DNA has a map of not only the past and present of person but also of his or her future. A lot of information can be decoded from a genetic record a person. Some call it the “future diary”. Advocates of genetic privacy laws want DNA to be regarded as “personal property” and that anybody trespassing this property can be persecuted.

Researchers feel that this move may halt genetic research in the state or make it really expensive to carry out.

“It’s just an incredible proposition that the money and effort that would be spent to obtain those large datasets would be just thrown away. California would be shut out of doing that kind of genetic research,” said David Segal, associate director of genomics at the University of California.

He says that destroying a database that takes years to build and then recollecting fresh consents for further research is unfeasible.

Genetic and Public Policy had earlier reported that genetic research participants increasingly want to know about their genetic information and this trend is causing concern among scientists.

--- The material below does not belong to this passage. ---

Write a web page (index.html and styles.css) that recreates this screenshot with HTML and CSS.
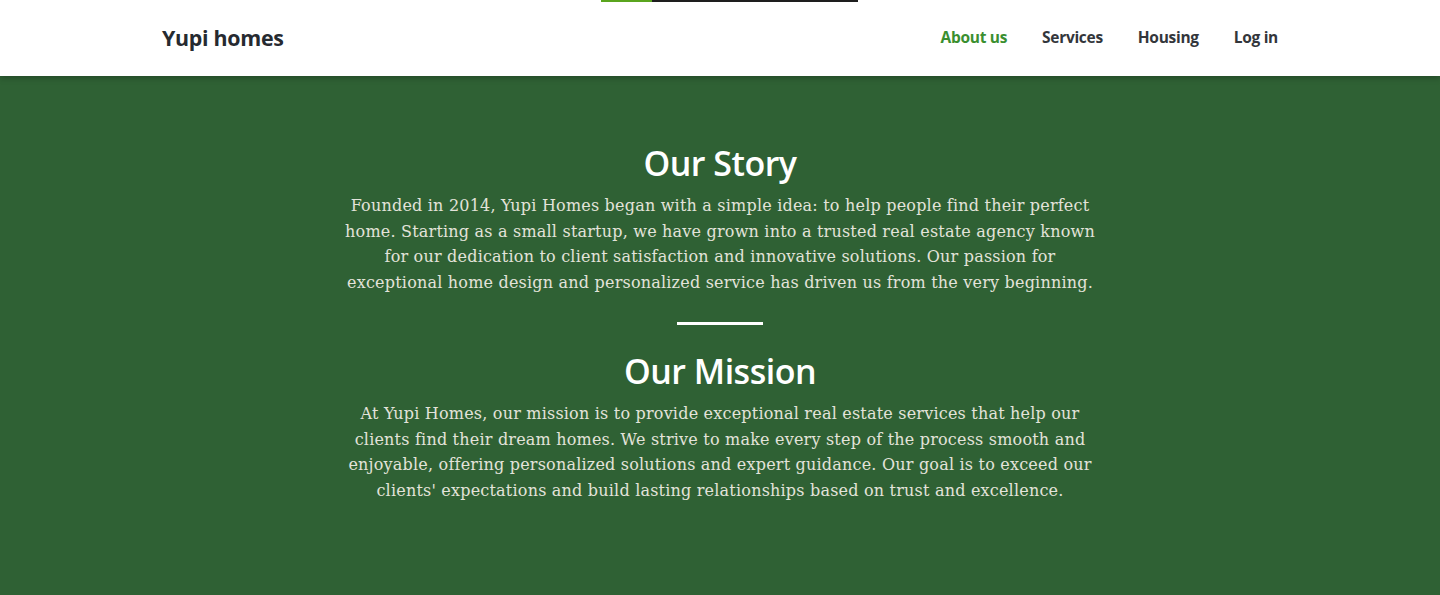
FILE: index.html
```html
<!DOCTYPE html>
<html lang="en">
<head>
<meta charset="utf-8">
<title>Yupi homes - About us</title>
<link rel="stylesheet" href="styles.css">
</head>
<body>
<div class="progress"><div class="progress-fill" style="width:20%"></div></div>
<header class="header">
  <div class="container header-inner">
    <a class="logo" href="#">Yupi homes</a>
    <nav class="nav">
      <a class="nav-link active" href="#">About us</a>
      <a class="nav-link" href="#">Services</a>
      <a class="nav-link" href="#">Housing</a>
      <a class="nav-link" href="#">Log in</a>
    </nav>
  </div>
</header>
<main class="about">
  <section class="block">
    <h2 class="title">Our Story</h2>
    <p class="text">Founded in 2014, Yupi Homes began with a simple idea: to help people find their perfect home. Starting as a small startup, we have grown into a trusted real estate agency known for our dedication to client satisfaction and innovative solutions. Our passion for exceptional home design and personalized service has driven us from the very beginning.</p>
  </section>
  <div class="divider"></div>
  <section class="block">
    <h2 class="title">Our Mission</h2>
    <p class="text">At Yupi Homes, our mission is to provide exceptional real estate services that help our clients find their dream homes. We strive to make every step of the process smooth and enjoyable, offering personalized solutions and expert guidance. Our goal is to exceed our clients' expectations and build lasting relationships based on trust and excellence.</p>
  </section>
</main>
</body>
</html>
```
FILE: styles.css
```css
* { box-sizing: border-box; }
html, body { margin: 0; padding: 0; }
body {
  background: #2f6134;
  font-family: "Open Sans", "Noto Sans", sans-serif;
  min-height: 595px;
}
.progress {
  position: absolute;
  top: 0;
  left: 601px;
  width: 257px;
  height: 2px;
  background: #1e1e1e;
  z-index: 10;
}
.progress-fill { height: 100%; background: #5aa51e; }
.header {
  background: #fff;
  height: 76px;
  box-shadow: 0 2px 6px rgba(0,0,0,0.25);
  position: relative;
  z-index: 2;
}
.container {
  max-width: 1140px;
  margin: 0 auto;
  padding: 0 12px;
}
.header-inner {
  display: flex;
  align-items: center;
  justify-content: space-between;
  height: 76px;
  padding-bottom: 2px;
}
.logo {
  font-size: 21.4px;
  font-weight: 700;
  color: #262a30;
  text-decoration: none;
  letter-spacing: -0.3px;
}
.nav { display: flex; gap: 35px; }
.nav-link {
  font-size: 15.5px;
  font-weight: 700;
  color: #33363b;
  text-decoration: none;
  letter-spacing: -0.3px;
}
.nav-link.active { color: #3a8f30; }
.about {
  display: flex;
  flex-direction: column;
  align-items: center;
  padding-top: 64px;
  padding-bottom: 80px;
}
.block {
  max-width: 758px;
  text-align: center;
}
.title {
  margin: 0 0 7px;
  color: #fff;
  font-size: 34px;
  font-weight: 600;
  line-height: 46px;
  letter-spacing: -0.5px;
}
.text {
  margin: 0;
  color: #e3e3da;
  font-family: "DejaVu Serif", "Liberation Serif", serif;
  font-size: 16px;
  line-height: 25.7px;
  letter-spacing: 0.2px;
}
.divider {
  width: 86px;
  height: 3px;
  background: #fff;
  margin: 26px 0 23px;
}
```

The major issue is that people might take these genetic test results on the face value and harm them emotionally.

“If researchers are worried about not being able to do research with inadequate consent, then maybe they should be worried. “Nothing in this bill prevents anybody from doing research, it simply adds a level of consent,” says Jeremy Gruber, president, Council for Responsible Genetics based in Cambridge, Massachusetts.

According to reports, recently Minnesota Department of Health was sued for collecting blood samples of the infants without the knowledge of parents and then conducting genetic analysis of samples and passing information to the researchers.

The agency was asked to destroy all samples and the genetic information database.

“My intent is not to impede research; my intent is to protect consumers,” says Padilla.

Last year the Governor signed Senate Bill 559 (Padilla), a law that protects citizens from being discriminated on the basis of genetic testing. The citizens cannot be refused insurance cover, housing, education or employment based on genetic testing.

“If we think of the lengths we go to protect financial information or credit card numbers, it seems to me that your genetic information is both much more personal and much more valuable than anything else that we currently protect, I think society as a whole could benefit if this bill is passed and signed into law,” Padilla says.

Penalties for violating the California bill would range from $1,000 to $10,000, Nature reports.